The disclosed embodiments may also provide a low liner and method of liner retention that may not require special tooling, may be easy to install and remove, and may not affect existing sheave dimensions, such as pitch and diameter. The disclosed liner and method of attachment may also enables a continuous manufacturing process, for example by extrusion, depending on a selected liner material.
The term “about” is intended to include the degree of error associated with measurement of the particular quantity and/or manufacturing tolerances based upon the equipment available at the time of filing the application.
The terminology used herein is for the purpose of describing particular embodiments only and is not intended to be limiting of the present disclosure. As used herein, the singular forms “a”, “an” and “the” are intended to include the plural forms as well, unless the context clearly indicates otherwise. It will be further understood that the terms “comprises” and/or “comprising,” when used in this specification, specify the presence of stated features, integers, steps, operations, elements, and/or components, but do not preclude the presence or addition of one or more other features, integers, steps, operations, element components, and/or groups thereof.
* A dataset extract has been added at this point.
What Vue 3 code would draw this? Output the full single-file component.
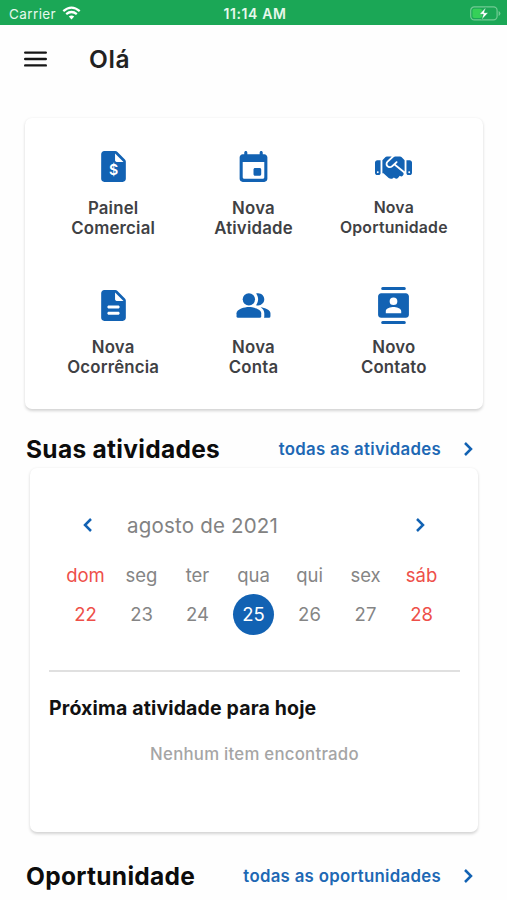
<template>
  <div class="app_container">
    <div class="status_bar">
      <div class="carrier">
        <span>Carrier</span>
        <svg class="wifi" viewBox="0 0 19 14">
          <path d="M9.5 13.6 12.2 10.6Q9.5 8.4 6.8 10.6Z" />
          <path class="arc" d="M4.2 8.2Q9.5 3.9 14.8 8.2M1.3 5.1Q9.5 -1.9 17.7 5.1" />
        </svg>
      </div>
      <div class="clock">11:14 AM</div>
      <div class="battery_box">
        <svg class="battery" viewBox="0 0 31 15">
          <rect class="shell" x=".7" y=".9" width="26.4" height="13" rx="3.6" />
          <path class="cap" d="M28.6 5v5q1.8-.6 1.8-2.5T28.6 5z" />
          <rect class="level" x="2.5" y="2.7" width="9.5" height="9.4" rx="1.8" />
          <path class="bolt" d="M15.8 1.4 9.4 8.3h3.9l-1.7 5.5 6.6-7.1h-4z" />
        </svg>
      </div>
    </div>

    <div class="header">
      <svg class="menu" viewBox="0 0 23 16">
        <path d="M1.2 1.6h20.6M1.2 8h20.6M1.2 14.4h20.6" />
      </svg>
      <h1>Olá</h1>
    </div>

    <div class="card shortcuts">
      <div class="shortcut" v-for="i in shortcuts" :key="i.icon">
        <svg class="icon" :viewBox="i.box || '0 0 24 24'">
          <path v-for="d in i.paths" :d="d" fill-rule="evenodd" />
          <text v-if="i.sign" x="12.1" y="17.6">{{ i.sign }}</text>
        </svg>
        <div class="label" :class="{ small: i.small }">{{ i.first }}<br />{{ i.second }}</div>
      </div>
    </div>

    <div class="section_title">
      <h2>Suas atividades</h2>
      <a>todas as atividades</a>
      <svg class="chevron" viewBox="0 0 10 16"><path d="M2 2l6 6-6 6" /></svg>
    </div>

    <div class="card agenda">
      <div class="month_row">
        <svg class="chevron" viewBox="0 0 10 16"><path d="M8 2L2 8l6 6" /></svg>
        <span class="month">agosto de 2021</span>
        <svg class="chevron" viewBox="0 0 10 16"><path d="M2 2l6 6-6 6" /></svg>
      </div>
      <div class="week">
        <div class="day" :class="{ weekend: d.weekend }" v-for="d in days" :key="d.num">
          <span class="day_name">{{ d.name }}</span>
          <span class="day_num" :class="{ active: d.num == selected }" @click="selected = d.num">{{ d.num }}</span>
        </div>
      </div>
      <div class="next_box">
        <h3>Próxima atividade para hoje</h3>
        <p>Nenhum item encontrado</p>
      </div>
    </div>

    <div class="section_title last">
      <h2>Oportunidade</h2>
      <a>todas as oportunidades</a>
      <svg class="chevron" viewBox="0 0 10 16"><path d="M2 2l6 6-6 6" /></svg>
    </div>
  </div>
</template>

<script setup>
import { ref } from 'vue';

const selected = ref(25)

const days = ['dom', 'seg', 'ter', 'qua', 'qui', 'sex', 'sáb'].map((name, i) => ({
  name,
  num: 22 + i,
  weekend: i == 0 || i == 6
}))

const sheet = 'M19.41 7.41l-4.83-4.83c-.37-.37-.88-.58-1.41-.58H6c-1.1 0-1.99.9-1.99 2L4 20c0 1.1.89 2 1.99 2H18c1.1 0 2-.9 2-2V8.83c0-.53-.21-1.04-.59-1.42z'
const fold = 'M13 8V3.5L18.5 9H14c-.55 0-1-.45-1-1z'

const shortcuts = [
  { icon: 'quote', first: 'Painel', second: 'Comercial', sign: '$', paths: [sheet + fold] },
  {
    icon: 'event', first: 'Nova', second: 'Atividade',
    paths: ['M16 13h-3c-.55 0-1 .45-1 1v3c0 .55.45 1 1 1h3c.55 0 1-.45 1-1v-3c0-.55-.45-1-1-1zm0-10v1H8V3c0-.55-.45-1-1-1s-1 .45-1 1v1H5c-1.11 0-1.99.9-1.99 2L3 20c0 1.1.89 2 2 2h14c1.1 0 2-.9 2-2V6c0-1.1-.9-2-2-2h-1V3c0-.55-.45-1-1-1s-1 .45-1 1zm2 17H6c-.55 0-1-.45-1-1V9h14v10c0 .55-.45 1-1 1z']
  },
  {
    icon: 'handshake', first: 'Nova', second: 'Oportunidade', small: true, box: '0 -84 640 640',
    paths: [
      'M434.7 64h-85.9c-8 0-15.7 3-21.6 8.4l-98.3 90c-.1.1-.2.3-.3.4-16.6 15.6-16.3 40.5-2.1 56 12.7 13.9 39.4 17.6 56.1 2.7.1-.1.3-.1.4-.2l79.9-73.2c6.5-5.9 16.7-5.5 22.6 1 6 6.5 5.5 16.6-1 22.6l-26.1 23.9L504 313.8c2.9 2.4 5.5 5 7.9 7.7V128l-54.6-54.6c-5.9-6-14.1-9.4-22.6-9.4z',
      'M483.9 338.7L334.6 217.5l-30 27.5c-29.7 27.1-75.2 24.5-101.7-4.4-26.9-29.4-24.8-74.9 4.4-101.7L289.1 64h-83.8c-8.5 0-16.6 3.4-22.6 9.4L128 128v223.9h18.3l90.5 81.9c27.4 22.3 67.7 18.1 90-9.3l.2-.2 17.9 15.5c15.9 13 39.4 10.5 52.3-5.4l31.4-38.6 5.4 4.4c13.7 11.1 33.9 9.1 45-4.7l9.5-11.7c11.2-13.8 9.1-33.9-4.6-45.1z',
      'M544 128.2v223.9c0 17.7 14.3 32 32 32h24c22 0 40-18 40-40V168c0-22-18-39.8-40-39.8zM592 352c-8.8 0-16-7.2-16-16s7.2-16 16-16 16 7.2 16 16-7.2 16-16 16z',
      'M40 384h24c17.7 0 32-14.3 32-32V128.2H40C18 128.2 0 146 0 168v176c0 22 18 40 40 40zM48 320c8.8 0 16 7.2 16 16s-7.2 16-16 16-16-7.2-16-16 7.2-16 16-16z'
    ]
  },
  {
    icon: 'description', first: 'Nova', second: 'Ocorrência',
    paths: [sheet + fold + 'M15 18H9c-.55 0-1-.45-1-1s.45-1 1-1h6c.55 0 1 .45 1 1s-.45 1-1 1zm0-4H9c-.55 0-1-.45-1-1s.45-1 1-1h6c.55 0 1 .45 1 1s-.45 1-1 1z']
  },
  {
    icon: 'people', first: 'Nova', second: 'Conta',
    paths: [
      'M16.67 13.13C18.04 14.06 19 15.32 19 17v2q0 .5-.2 1H22q1 0 1-1v-2c0-2.18-3.57-3.47-6.33-3.87z',
      'M15 12c2.21 0 4-1.79 4-4s-1.79-4-4-4c-.47 0-.91.1-1.33.24C14.5 5.27 15 6.58 15 8s-.5 2.73-1.33 3.76c.42.14.86.24 1.33.24z',
      'M9 4a4 4 0 1 0 0 8 4 4 0 0 0 0-8z',
      'M9 13c-2.67 0-8 1.34-8 4v2q0 1 1 1h14q1 0 1-1v-2c0-2.66-5.33-4-8-4z'
    ]
  },
  {
    icon: 'contacts', first: 'Novo', second: 'Contato',
    paths: [
      'M5 0h14q1 0 1 1t-1 1H5Q4 2 4 1t1-1zM5 22h14q1 0 1 1t-1 1H5q-1 0-1-1t1-1z',
      'M20 4H4c-1.1 0-2 .9-2 2v12c0 1.1.9 2 2 2h16c1.1 0 2-.9 2-2V6c0-1.1-.9-2-2-2zM12 6.75a2.5 2.5 0 1 1 0 5 2.5 2.5 0 0 1 0-5zM17 17H7v-1.5c0-1.67 3.33-2.5 5-2.5s5 .83 5 2.5z'
    ]
  }
]
</script>

<style>
body {
  background-color: #fefefe;
}
</style>

<style scoped>
* {
  margin: 0;
  padding: 0;
  box-sizing: border-box;
}

.app_container {
  height: 900px;
  overflow: hidden;
  background-color: #fefefe;
  font-family: Inter, "Liberation Sans", sans-serif;
}

.status_bar {
  display: grid;
  grid-template-columns: 1fr auto 1fr;
  align-items: center;
  height: 25px;
  padding: 2px 6px 0 9px;
  background-color: #1ba756;
  color: #e6f8ec;
  font-size: 13.5px;
}

.carrier {
  display: flex;
  align-items: center;
  gap: 6px;
  letter-spacing: .4px;
}

.wifi {
  width: 19px;
  height: 14px;
  margin-top: -2px;
  fill: #fff;
}

.wifi .arc {
  fill: none;
  stroke: #fff;
  stroke-width: 2.3;
}

.clock {
  font-size: 14px;
  font-weight: 600;
  letter-spacing: .6px;
}

.battery_box {
  display: flex;
  justify-content: flex-end;
}

.battery {
  width: 31px;
  height: 15px;
  margin-top: -1px;
}

.shell {
  fill: none;
  stroke: #72cb94;
  stroke-width: 1.2;
}

.cap {
  fill: #72cb94;
}

.level {
  fill: #35d058;
}

.bolt {
  fill: #fff;
  stroke: #1ba756;
  stroke-width: .5;
}

.header {
  display: flex;
  align-items: center;
  gap: 42px;
  height: 93px;
  padding: 0 24px 25px;
}

.menu {
  width: 23px;
  height: 16px;
  fill: none;
  stroke: #161616;
  stroke-width: 2.4;
  stroke-linecap: round;
}

h1 {
  color: #222;
  font-size: 24.5px;
  font-weight: 600;
  letter-spacing: .6px;
}

.card {
  background-color: #fff;
  border-radius: 7px;
  box-shadow: 0 1.5px 3px rgba(0, 0, 0, .17);
}

.shortcuts {
  display: grid;
  grid-template-columns: repeat(3, 1fr);
  align-content: start;
  row-gap: 50px;
  height: 291px;
  margin: 0 24px 0 25px;
  padding: 30px 19px 0 18px;
}

.shortcut {
  display: flex;
  flex-direction: column;
  align-items: center;
  gap: 12px;
}

.icon {
  width: 37px;
  height: 37px;
  fill: #1262b3;
}

.icon text {
  fill: #fff;
  font-size: 9.2px;
  font-weight: 600;
  text-anchor: middle;
}

.label {
  height: 40px;
  padding-top: 1px;
  color: #3f4144;
  font-size: 16.8px;
  font-weight: 600;
  line-height: 20.4px;
  letter-spacing: .2px;
  text-align: center;
}

.label.small {
  font-size: 15.8px;
  line-height: 20px;
  letter-spacing: .2px;
}

.section_title {
  display: flex;
  align-items: center;
  height: 59px;
  padding: 20px 34px 0 26px;
}

h2 {
  flex: 1;
  color: #0c0c0c;
  font-size: 24.5px;
  font-weight: 700;
  letter-spacing: .3px;
}

a {
  margin-right: 22px;
  color: #1d68b4;
  font-size: 16.8px;
  font-weight: 600;
  letter-spacing: .3px;
}

.chevron {
  width: 10px;
  height: 16px;
  fill: none;
  stroke: #1262b3;
  stroke-width: 2.5;
}

.agenda {
  height: 364px;
  margin: 0 29px 0 30px;
  padding-top: 44px;
}

.month_row {
  display: flex;
  align-items: center;
  height: 26px;
  padding: 0 53px;
}

.month {
  flex: 1;
  margin-left: 34px;
  color: #828282;
  font-size: 20.5px;
  letter-spacing: .2px;
}

.week {
  display: grid;
  grid-template-columns: repeat(7, 56px);
  justify-content: center;
  padding: 24px 1px 0 0;
}

.day {
  display: flex;
  flex-direction: column;
  align-items: center;
  color: #858585;
  font-size: 18.5px;
}

.day_name {
  line-height: 26px;
}

.day_num {
  width: 41px;
  height: 41px;
  margin-top: 6px;
  border-radius: 50%;
  line-height: 41px;
  text-align: center;
}

.weekend {
  color: #ee4f49;
}

.day_num.active {
  background-color: #1262b3;
  color: #fff;
}

.next_box {
  margin: 35px 18px 0 19px;
  padding-top: 23px;
  border-top: 2px solid #e0e0e0;
}

h3 {
  color: #111;
  font-size: 19.5px;
  font-weight: 700;
  line-height: 26px;
  letter-spacing: .15px;
}

p {
  margin-top: 21px;
  color: #a5a5a5;
  font-size: 16.8px;
  font-weight: 500;
  line-height: 24px;
  letter-spacing: .25px;
  text-align: center;
}

.last {
  height: 68px;
}
</style>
Those of skill in the art will appreciate that various example embodiments are shown and described herein, each having certain features in the particular embodiments, but the present disclosure is not thus limited. Rather, the present disclosure can be modified to incorporate any number of variations, alterations, substitutions, combinations, sub-combinations, or equivalent arrangements not heretofore described, but which are commensurate with the scope of the present disclosure. Additionally, while various embodiments of the present disclosure have been described, it is to be understood that aspects of the present disclosure may include only some of the described embodiments. Accordingly, the present disclosure is not to be seen as limited by the foregoing description, but is only limited by the scope of the appended claims.